It’s time for this week’s edition of Investigative Roundup, gathering some of the best investigative reporting on healthcare from around the country.

Purdue’s Sackler Family Under Fire

After reviewing redacted portions of a lawsuit by the Massachusetts attorney general against OxyContin maker Purdue Pharma, along with members of the Sackler family who founded the company, ProPublica found that Purdue planned to expand into the anti-addiction market to become an “end-to-end provider.”

According to ProPublica, the lawsuit says Purdue and the Sacklers made payments to execs for loyalty, hired a consultant to boost sales, and concealed damaging information about OxyContin. Moreover, they talked about acquiring rights to addiction-treatment drugs including naloxone and the buprenorphine/naloxone combination, Suboxone.

In a statement last week, Purdue said it didn’t act on those discussions. But the lawsuit says defendant Richard Sackler obtained a patent for a drug (unspecified by ProPublica) to treat addiction.

EpiPen Maker’s Allegedly Unchecked Errors

While the price of the EpiPen gradually increased, complaints about the drug to the product’s manufacturer, Meridian Medical Technologies, did too. And the company, a subsidiary of Pfizer, did little to correct its course for three years, according to Business Insider.

Patients complained that some EpiPens were “hard to activate or activated before they could use them, arrived leaking, or came with bent needles or discolored solution.”

At the start of 2014, the FDA admonished Meridian for not looking into such complaints seriously enough. Through reporting based on documents obtained via a public-records request, BI found a lax attitude toward investigating the complaints, and Meridian’s correspondence with regulators showed the firm downplayed the problems.
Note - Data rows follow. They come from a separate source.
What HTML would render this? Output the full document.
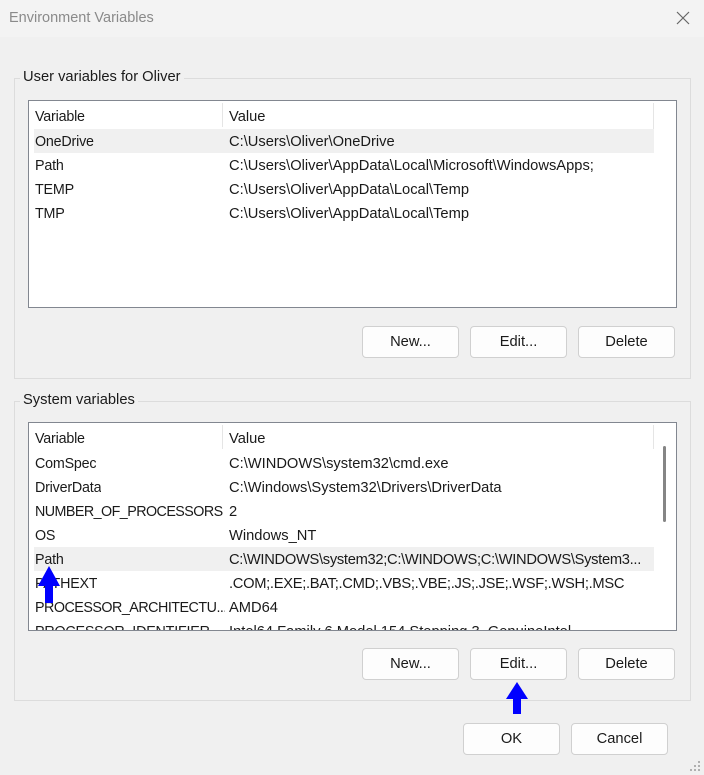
<!DOCTYPE html>
<html><head><meta charset="utf-8"><style>
*{margin:0;padding:0;box-sizing:border-box}
body{width:704px;height:775px;background:#f0f0f0;font-family:"Liberation Sans",sans-serif;font-size:14.7px;color:#1a1a1a;position:relative;overflow:hidden}
.abs{position:absolute}
.title{left:0;top:0;width:704px;height:37px;background:#f3f3f3}
.title span{position:absolute;left:9px;top:10px;color:#8a8a8a;font-size:14.5px}
.grp{border:1px solid #dcdcdc}
.legend{background:#f0f0f0;padding:0 3px;color:#1a1a1a}
.list{background:#fff;border:1px solid #828790;overflow:hidden}
.row{position:absolute;left:6px;height:24px;line-height:26px;white-space:nowrap;width:619px}
.k{position:absolute;left:0;top:0;font-size:14.3px;max-width:187px;overflow:hidden;letter-spacing:-0.2px}
.v{position:absolute;left:194px;top:0}
.btn{background:#fdfdfd;border:1px solid #d0d0d0;border-radius:4px;text-align:center;line-height:31px;height:32px;width:97px}
.sel{background:#f0f0f0;box-shadow:-1px 0 0 #f0f0f0}
</style></head><body>
<div class="abs title"><span>Environment Variables</span>
<svg class="abs" style="left:676px;top:11px" width="14" height="14"><path d="M1 1L13 13M13 1L1 13" stroke="#666" stroke-width="1.2"/></svg></div>

<div class="abs grp" style="left:14px;top:78px;width:677px;height:301px"></div>
<div class="abs legend" style="left:20px;top:69px">User variables for Oliver</div>
<div class="abs list" style="left:28px;top:100px;width:649px;height:208px">
 <div class="abs" style="left:193px;top:2px;width:1px;height:24px;background:#e5e5e5"></div>
 <div class="abs" style="left:624px;top:2px;width:1px;height:50px;background:#e5e5e5"></div>
 <div class="row" style="top:3px"><span class="k">Variable</span><span class="v">Value</span></div>
 <div class="row sel" style="top:28px"><span class="k">OneDrive</span><span class="v">C:\Users\Oliver\OneDrive</span></div>
 <div class="row" style="top:52px"><span class="k">Path</span><span class="v">C:\Users\Oliver\AppData\Local\Microsoft\WindowsApps;</span></div>
 <div class="row" style="top:76px"><span class="k">TEMP</span><span class="v">C:\Users\Oliver\AppData\Local\Temp</span></div>
 <div class="row" style="top:100px"><span class="k">TMP</span><span class="v">C:\Users\Oliver\AppData\Local\Temp</span></div>
</div>
<div class="abs btn" style="left:362px;top:326px">New...</div>
<div class="abs btn" style="left:470px;top:326px">Edit...</div>
<div class="abs btn" style="left:578px;top:326px">Delete</div>

<div class="abs grp" style="left:14px;top:401px;width:677px;height:300px"></div>
<div class="abs legend" style="left:20px;top:392px">System variables</div>
<div class="abs list" style="left:28px;top:422px;width:649px;height:209px">
 <div class="abs" style="left:193px;top:2px;width:1px;height:24px;background:#e5e5e5"></div>
 <div class="abs" style="left:624px;top:2px;width:1px;height:24px;background:#e5e5e5"></div>
 <div class="abs" style="left:634px;top:23px;width:3px;height:76px;background:#858585;border-radius:2px"></div>
 <div class="row" style="top:3px"><span class="k">Variable</span><span class="v">Value</span></div>
 <div class="row" style="top:28px"><span class="k">ComSpec</span><span class="v">C:\WINDOWS\system32\cmd.exe</span></div>
 <div class="row" style="top:52px"><span class="k">DriverData</span><span class="v">C:\Windows\System32\Drivers\DriverData</span></div>
 <div class="row" style="top:76px"><span class="k" style="letter-spacing:-0.55px;max-width:190px">NUMBER_OF_PROCESSORS</span><span class="v">2</span></div>
 <div class="row" style="top:100px"><span class="k">OS</span><span class="v">Windows_NT</span></div>
 <div class="row sel" style="top:124px;overflow:hidden"><span class="k">Path</span><span class="v" style="letter-spacing:-0.3px">C:\WINDOWS\system32;C:\WINDOWS;C:\WINDOWS\System3...</span></div>
 <div class="row" style="top:148px;overflow:hidden"><span class="k">PATHEXT</span><span class="v" style="letter-spacing:-0.3px">.COM;.EXE;.BAT;.CMD;.VBS;.VBE;.JS;.JSE;.WSF;.WSH;.MSC</span></div>
 <div class="row" style="top:172px"><span class="k" style="letter-spacing:-0.5px;max-width:190px">PROCESSOR_ARCHITECTU...</span><span class="v">AMD64</span></div>
 <div class="row" style="top:196px"><span class="k">PROCESSOR_IDENTIFIER</span><span class="v">Intel64 Family 6 Model 154 Stepping 3, GenuineIntel</span></div>
</div>
<div class="abs btn" style="left:362px;top:648px">New...</div>
<div class="abs btn" style="left:470px;top:648px">Edit...</div>
<div class="abs btn" style="left:578px;top:648px">Delete</div>

<div class="abs btn" style="left:463px;top:723px">OK</div>
<div class="abs btn" style="left:571px;top:723px">Cancel</div>

<svg class="abs" style="left:36px;top:565px" width="26" height="40"><path d="M13 1L2 21H9V38H17V21H24Z" fill="#0000ff"/></svg>
<svg class="abs" style="left:504px;top:682px" width="26" height="34"><path d="M13 0L2 17H9V32H17V17H24Z" fill="#0000ff"/></svg>
<svg class="abs" style="left:688px;top:759px" width="14" height="14" fill="#b0b0b0"><rect x="10" y="2" width="2" height="2"/><rect x="6" y="6" width="2" height="2"/><rect x="10" y="6" width="2" height="2"/><rect x="2" y="10" width="2" height="2"/><rect x="6" y="10" width="2" height="2"/><rect x="10" y="10" width="2" height="2"/></svg>
</body></html>
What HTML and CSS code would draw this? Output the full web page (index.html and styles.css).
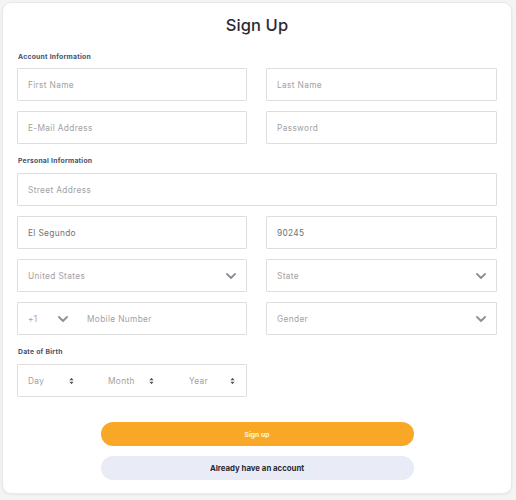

After inspection, the FDA would later call one of Meridian’s internal investigations “deficient.”

The FDA chastised the company in 2017: “[Y]our own data show that you received hundreds of complaints that your EpiPen products failed to operate during life-threatening emergencies, including some situations in which patients subsequently died.”

In that same year — three years after the FDA’s initial warning — Meridian recalled the product and began to expand its own investigation.

Since then, “the Meridian manufacturing site has been diligently implementing all commitments made to the FDA,” the company said.

Fighting Opioid Crisis with Unregulated Patient Data

Large companies are mining patient data from health records without patient consent to create “risk scores” for addiction and overdose, ostensibly to help their doctors determine whether or not to prescribe opioids, Politico reports.

Data firms are attempting — and in some cases succeeding — to sell this service to prescribers and insurers by painting it as an uncomplicated way to avoid overprescribing.

But there’s little regulation or transparency on the information that could be used to create the scores. And critics argue that a robotic black-or-white judgment could keep essential pain relief from patients who need it. One bioethicist told Politico that the algorithms come with no guarantee of accuracy and patients have “really no protection.”

Coca-Cola Cozy with CDC?

CNN reports on private emails between employees at Coca-Cola and the CDC, published last week by The Milbank Quarterly. The emails suggest a friendlier connection between the beverage giant and the public healthy agency than was previously suspected. Some imply the Coca-Cola staff were trying to convince the CDC to “frame the debate” about sugar-sweetened drinks and the obesity epidemic.

Although the 295 pages of correspondence from 2011-2017 don’t show that the CDC acted on Coke’s wishes, they do suggest that agency officials were at least receptive to the conversation. There’s at least one instance of an arranged visit to company headquarters by CDC staff.

One researcher who worked on a previous study of Big Soda’s lobbying efforts told CNN, “Frankly, it’s a little bit scary to see the degree to which there is collaboration and partnerships between the CDC and this corporation.”